ENTRIES SUPPLIED start

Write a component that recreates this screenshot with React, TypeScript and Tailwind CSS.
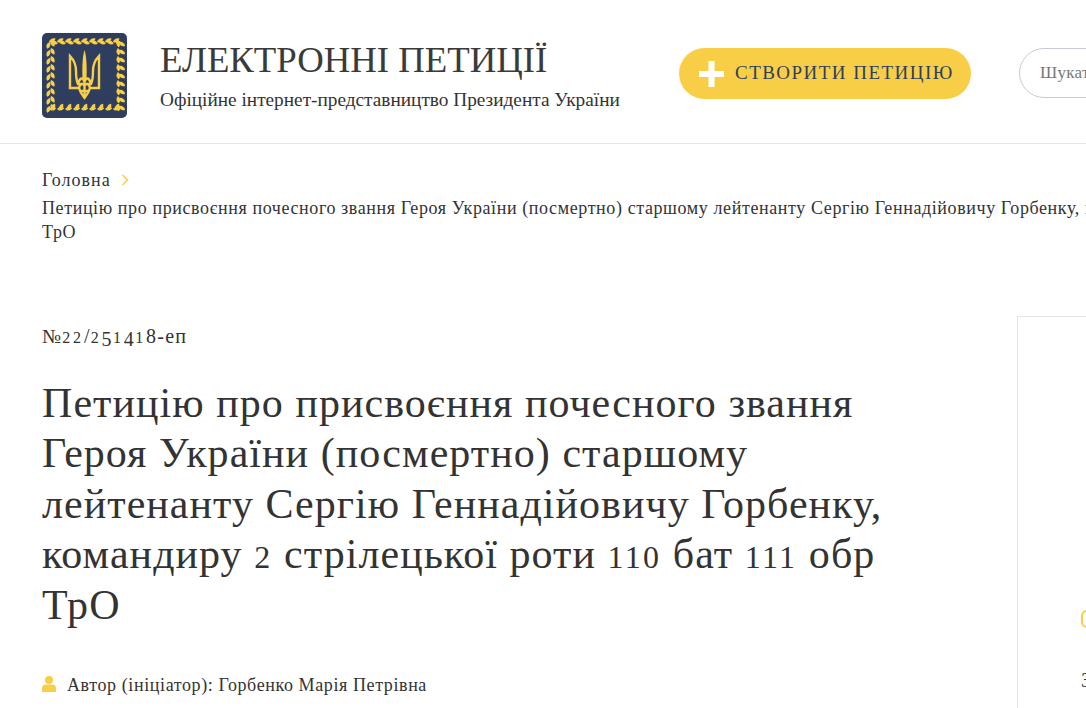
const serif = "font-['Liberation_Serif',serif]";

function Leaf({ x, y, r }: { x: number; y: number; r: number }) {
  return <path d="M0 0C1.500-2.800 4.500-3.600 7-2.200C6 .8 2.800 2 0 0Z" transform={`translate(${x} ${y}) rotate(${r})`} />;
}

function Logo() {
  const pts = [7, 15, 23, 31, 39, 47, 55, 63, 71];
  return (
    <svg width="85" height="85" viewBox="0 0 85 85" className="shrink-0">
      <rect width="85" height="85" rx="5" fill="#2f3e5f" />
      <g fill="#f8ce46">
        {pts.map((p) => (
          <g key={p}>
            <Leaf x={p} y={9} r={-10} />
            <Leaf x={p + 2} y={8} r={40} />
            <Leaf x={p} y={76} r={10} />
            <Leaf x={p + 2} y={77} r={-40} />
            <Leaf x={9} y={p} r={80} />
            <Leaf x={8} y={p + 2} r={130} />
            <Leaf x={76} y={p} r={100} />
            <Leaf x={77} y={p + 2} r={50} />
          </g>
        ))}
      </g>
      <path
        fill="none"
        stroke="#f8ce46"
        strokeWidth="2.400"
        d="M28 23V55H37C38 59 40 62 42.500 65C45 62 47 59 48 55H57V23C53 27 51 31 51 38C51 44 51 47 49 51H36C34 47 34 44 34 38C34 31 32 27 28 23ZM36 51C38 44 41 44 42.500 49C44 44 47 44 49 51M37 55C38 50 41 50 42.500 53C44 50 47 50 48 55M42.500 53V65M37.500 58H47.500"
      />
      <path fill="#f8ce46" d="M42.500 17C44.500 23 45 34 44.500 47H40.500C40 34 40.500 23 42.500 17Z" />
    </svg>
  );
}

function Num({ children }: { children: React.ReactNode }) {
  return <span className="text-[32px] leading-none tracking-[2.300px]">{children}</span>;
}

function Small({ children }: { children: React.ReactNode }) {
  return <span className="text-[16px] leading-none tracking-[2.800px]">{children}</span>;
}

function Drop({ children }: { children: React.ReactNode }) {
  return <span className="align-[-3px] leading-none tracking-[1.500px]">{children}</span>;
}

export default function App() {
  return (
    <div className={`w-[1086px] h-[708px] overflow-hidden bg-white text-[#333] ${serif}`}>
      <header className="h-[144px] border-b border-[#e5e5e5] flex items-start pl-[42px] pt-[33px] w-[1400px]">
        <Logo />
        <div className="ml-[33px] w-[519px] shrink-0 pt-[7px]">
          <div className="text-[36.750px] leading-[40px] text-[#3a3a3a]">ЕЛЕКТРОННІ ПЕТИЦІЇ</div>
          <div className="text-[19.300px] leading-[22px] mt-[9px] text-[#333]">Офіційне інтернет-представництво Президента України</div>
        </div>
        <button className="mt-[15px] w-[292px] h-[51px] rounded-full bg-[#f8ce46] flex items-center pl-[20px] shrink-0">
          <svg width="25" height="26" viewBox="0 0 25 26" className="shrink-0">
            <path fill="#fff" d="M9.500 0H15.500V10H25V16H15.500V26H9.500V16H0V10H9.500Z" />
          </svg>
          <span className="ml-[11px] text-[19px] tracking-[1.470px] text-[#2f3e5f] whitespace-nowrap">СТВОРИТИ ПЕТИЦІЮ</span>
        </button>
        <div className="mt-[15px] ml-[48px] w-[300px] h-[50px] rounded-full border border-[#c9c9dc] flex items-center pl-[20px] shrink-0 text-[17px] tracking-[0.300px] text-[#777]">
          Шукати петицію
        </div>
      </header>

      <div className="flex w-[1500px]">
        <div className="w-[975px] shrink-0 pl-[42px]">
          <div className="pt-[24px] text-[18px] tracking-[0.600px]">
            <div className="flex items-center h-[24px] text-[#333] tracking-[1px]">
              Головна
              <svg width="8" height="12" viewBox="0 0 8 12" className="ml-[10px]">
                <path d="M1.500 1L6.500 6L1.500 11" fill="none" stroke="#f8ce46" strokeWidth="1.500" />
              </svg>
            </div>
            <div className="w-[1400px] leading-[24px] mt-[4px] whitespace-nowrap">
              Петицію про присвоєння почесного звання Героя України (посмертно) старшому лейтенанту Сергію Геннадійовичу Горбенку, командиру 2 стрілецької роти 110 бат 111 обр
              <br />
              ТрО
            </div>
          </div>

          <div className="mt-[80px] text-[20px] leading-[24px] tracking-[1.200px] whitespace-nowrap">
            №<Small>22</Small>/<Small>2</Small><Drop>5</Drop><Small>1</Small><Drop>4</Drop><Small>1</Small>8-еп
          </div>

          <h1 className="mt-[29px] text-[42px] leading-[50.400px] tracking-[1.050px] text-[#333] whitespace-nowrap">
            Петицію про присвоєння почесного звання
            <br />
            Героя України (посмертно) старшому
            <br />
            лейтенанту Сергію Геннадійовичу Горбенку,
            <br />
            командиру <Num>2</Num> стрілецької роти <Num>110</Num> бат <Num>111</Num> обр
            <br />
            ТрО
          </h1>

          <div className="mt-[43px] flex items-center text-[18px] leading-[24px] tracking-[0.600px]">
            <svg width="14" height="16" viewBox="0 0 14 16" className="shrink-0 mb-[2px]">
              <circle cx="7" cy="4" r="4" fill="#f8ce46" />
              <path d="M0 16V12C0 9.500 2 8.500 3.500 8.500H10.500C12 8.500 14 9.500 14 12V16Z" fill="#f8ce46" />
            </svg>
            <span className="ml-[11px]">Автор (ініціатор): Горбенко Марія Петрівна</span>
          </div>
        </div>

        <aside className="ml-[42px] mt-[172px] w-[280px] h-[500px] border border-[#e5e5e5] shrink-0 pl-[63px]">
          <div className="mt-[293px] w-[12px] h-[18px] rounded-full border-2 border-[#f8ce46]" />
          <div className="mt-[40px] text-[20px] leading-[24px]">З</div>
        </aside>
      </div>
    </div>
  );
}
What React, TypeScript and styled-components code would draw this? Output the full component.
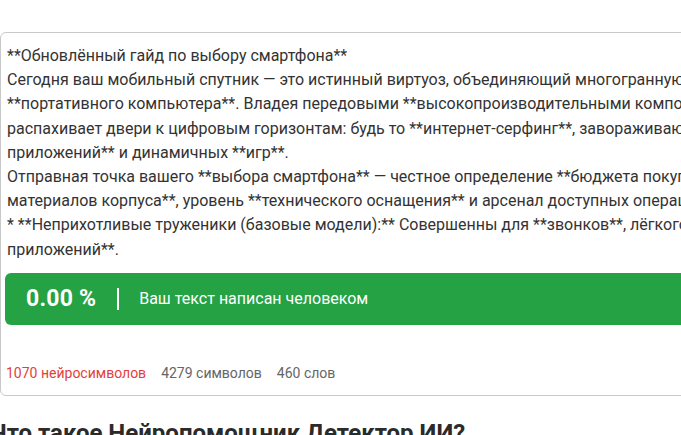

ENTRIES SUPPLIED end

** WHAT YOU SHOULD DO **
Set every line down exactly as written, leaving each picture out.

** RESULT FOR THIS EXERCISE **
Write a component that recreates this screenshot with React, TypeScript and Tailwind CSS.
const serif = "font-['Liberation_Serif',serif]";

function Leaf({ x, y, r }: { x: number; y: number; r: number }) {
  return <path d="M0 0C1.500-2.800 4.500-3.600 7-2.200C6 .8 2.800 2 0 0Z" transform={`translate(${x} ${y}) rotate(${r})`} />;
}

function Logo() {
  const pts = [7, 15, 23, 31, 39, 47, 55, 63, 71];
  return (
    <svg width="85" height="85" viewBox="0 0 85 85" className="shrink-0">
      <rect width="85" height="85" rx="5" fill="#2f3e5f" />
      <g fill="#f8ce46">
        {pts.map((p) => (
          <g key={p}>
            <Leaf x={p} y={9} r={-10} />
            <Leaf x={p + 2} y={8} r={40} />
            <Leaf x={p} y={76} r={10} />
            <Leaf x={p + 2} y={77} r={-40} />
            <Leaf x={9} y={p} r={80} />
            <Leaf x={8} y={p + 2} r={130} />
            <Leaf x={76} y={p} r={100} />
            <Leaf x={77} y={p + 2} r={50} />
          </g>
        ))}
      </g>
      <path
        fill="none"
        stroke="#f8ce46"
        strokeWidth="2.400"
        d="M28 23V55H37C38 59 40 62 42.500 65C45 62 47 59 48 55H57V23C53 27 51 31 51 38C51 44 51 47 49 51H36C34 47 34 44 34 38C34 31 32 27 28 23ZM36 51C38 44 41 44 42.500 49C44 44 47 44 49 51M37 55C38 50 41 50 42.500 53C44 50 47 50 48 55M42.500 53V65M37.500 58H47.500"
      />
      <path fill="#f8ce46" d="M42.500 17C44.500 23 45 34 44.500 47H40.500C40 34 40.500 23 42.500 17Z" />
    </svg>
  );
}

function Num({ children }: { children: React.ReactNode }) {
  return <span className="text-[32px] leading-none tracking-[2.300px]">{children}</span>;
}

function Small({ children }: { children: React.ReactNode }) {
  return <span className="text-[16px] leading-none tracking-[2.800px]">{children}</span>;
}

function Drop({ children }: { children: React.ReactNode }) {
  return <span className="align-[-3px] leading-none tracking-[1.500px]">{children}</span>;
}

export default function App() {
  return (
    <div className={`w-[1086px] h-[708px] overflow-hidden bg-white text-[#333] ${serif}`}>
      <header className="h-[144px] border-b border-[#e5e5e5] flex items-start pl-[42px] pt-[33px] w-[1400px]">
        <Logo />
        <div className="ml-[33px] w-[519px] shrink-0 pt-[7px]">
          <div className="text-[36.750px] leading-[40px] text-[#3a3a3a]">ЕЛЕКТРОННІ ПЕТИЦІЇ</div>
          <div className="text-[19.300px] leading-[22px] mt-[9px] text-[#333]">Офіційне інтернет-представництво Президента України</div>
        </div>
        <button className="mt-[15px] w-[292px] h-[51px] rounded-full bg-[#f8ce46] flex items-center pl-[20px] shrink-0">
          <svg width="25" height="26" viewBox="0 0 25 26" className="shrink-0">
            <path fill="#fff" d="M9.500 0H15.500V10H25V16H15.500V26H9.500V16H0V10H9.500Z" />
          </svg>
          <span className="ml-[11px] text-[19px] tracking-[1.470px] text-[#2f3e5f] whitespace-nowrap">СТВОРИТИ ПЕТИЦІЮ</span>
        </button>
        <div className="mt-[15px] ml-[48px] w-[300px] h-[50px] rounded-full border border-[#c9c9dc] flex items-center pl-[20px] shrink-0 text-[17px] tracking-[0.300px] text-[#777]">
          Шукати петицію
        </div>
      </header>

      <div className="flex w-[1500px]">
        <div className="w-[975px] shrink-0 pl-[42px]">
          <div className="pt-[24px] text-[18px] tracking-[0.600px]">
            <div className="flex items-center h-[24px] text-[#333] tracking-[1px]">
              Головна
              <svg width="8" height="12" viewBox="0 0 8 12" className="ml-[10px]">
                <path d="M1.500 1L6.500 6L1.500 11" fill="none" stroke="#f8ce46" strokeWidth="1.500" />
              </svg>
            </div>
            <div className="w-[1400px] leading-[24px] mt-[4px] whitespace-nowrap">
              Петицію про присвоєння почесного звання Героя України (посмертно) старшому лейтенанту Сергію Геннадійовичу Горбенку, командиру 2 стрілецької роти 110 бат 111 обр
              <br />
              ТрО
            </div>
          </div>

          <div className="mt-[80px] text-[20px] leading-[24px] tracking-[1.200px] whitespace-nowrap">
            №<Small>22</Small>/<Small>2</Small><Drop>5</Drop><Small>1</Small><Drop>4</Drop><Small>1</Small>8-еп
          </div>

          <h1 className="mt-[29px] text-[42px] leading-[50.400px] tracking-[1.050px] text-[#333] whitespace-nowrap">
            Петицію про присвоєння почесного звання
            <br />
            Героя України (посмертно) старшому
            <br />
            лейтенанту Сергію Геннадійовичу Горбенку,
            <br />
            командиру <Num>2</Num> стрілецької роти <Num>110</Num> бат <Num>111</Num> обр
            <br />
            ТрО
          </h1>

          <div className="mt-[43px] flex items-center text-[18px] leading-[24px] tracking-[0.600px]">
            <svg width="14" height="16" viewBox="0 0 14 16" className="shrink-0 mb-[2px]">
              <circle cx="7" cy="4" r="4" fill="#f8ce46" />
              <path d="M0 16V12C0 9.500 2 8.500 3.500 8.500H10.500C12 8.500 14 9.500 14 12V16Z" fill="#f8ce46" />
            </svg>
            <span className="ml-[11px]">Автор (ініціатор): Горбенко Марія Петрівна</span>
          </div>
        </div>

        <aside className="ml-[42px] mt-[172px] w-[280px] h-[500px] border border-[#e5e5e5] shrink-0 pl-[63px]">
          <div className="mt-[293px] w-[12px] h-[18px] rounded-full border-2 border-[#f8ce46]" />
          <div className="mt-[40px] text-[20px] leading-[24px]">З</div>
        </aside>
      </div>
    </div>
  );
}
What React, TypeScript and styled-components code would draw this? Output the full component.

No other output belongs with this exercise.